AI Won’t Replace Traders. It Will Just Kill the Slow Ones
Last week, my accountant asked the question: “Will AI eventually replace traders?”
There is an old investing wisdom: when your Uber driver asks for stock tips, we are in a bubble. Similarly, when your accountant worries about AI taking over the trading floor, it is time to address the reality.
Here’s the short answer: No. AI won’t replace traders.
Not because AI isn’t powerful, but because trading is a zero-sum game.
This is the part everyone misses when they worry about AI replacing traders.
Even if you placed ten identical AIs to trade the same stock, some would make money and others would lose it. They’d compete against each other. The smarter ones would find edges the others missed.
Well what if all AIs had the same intelligence?
If all AIs were perfectly identical, if they all used the exact same models, training data, and decision rules then markets wouldn’t function at all.
Think about it. If every AI is programmed to buy Apple stock at $199.58, then there’s nobody to sell it to at that price. You’d have perfect agreement, which means no transaction. Markets require disagreement. They require someone to think the price should be higher and someone to think it should be lower.
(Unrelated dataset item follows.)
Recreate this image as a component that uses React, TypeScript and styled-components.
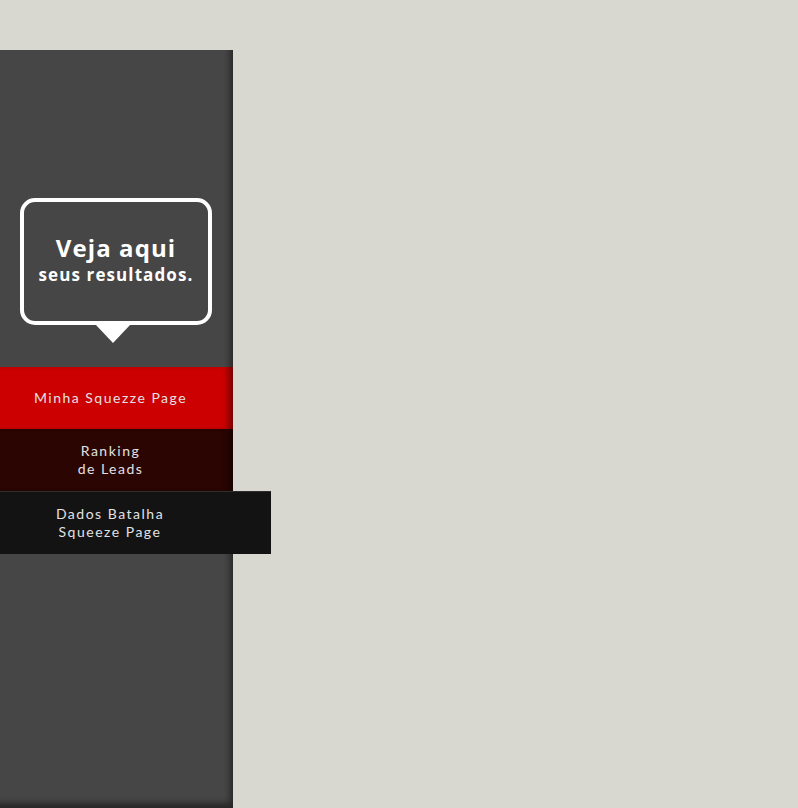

It’s Still Zero-Sum (Only the Tools Change)
The competition doesn’t change. Only the tools change.
Wars used to be fought with swords and arrows. Now they’re fought with drones and planes. The objective remains the same: defeat your opponent. The tools evolved, but the competition is identical.
Trading is no different.
As more sophisticated AI enters markets, returns don’t disappear. The pie doesn’t shrink. It’s still zero-sum. For every dollar won, a dollar is lost. The only question is: who has the better tools and knows how to use them?
Those returns just come from taking money from worse traders, many of whom are now using AI too.
The traders who will be successful won’t be traders ignoring AI. They’ll be traders who use AI to trade.
However, the speed of each trade will change
Think about warfare throughout history. Wars that once lasted decades or even centuries (the Hundred Years’ War, the Thirty Years’ War) can now be decided in days or weeks. The objective hasn’t changed: defeat your opponent and achieve strategic goals. But the tools have evolved so dramatically that only the timescale of each war has decreased.
Think about what historically gave old hedge fund managers their trading edge:
They had access to information others didn’t
They had computational power too expensive for smaller players to own
They had the payroll to hire data scientists to make sense of the data
All of these created natural moats and time lags that allowed their edges to go undetected for long periods of time.
AI is simultaneously collapsing all of these moats.
A strategy older hedge funds were making money on for years may now last weeks, months, or even days. An edge that required months of quantitative research to identify can now be discovered, tested, and deployed in days.
The tools have evolved so dramatically that only the timescale of each trade has decreased.
The Verdict
So when my accountant asks “Will AI replace traders?” the answer is simple:
No. But it will replace traders who can’t adapt.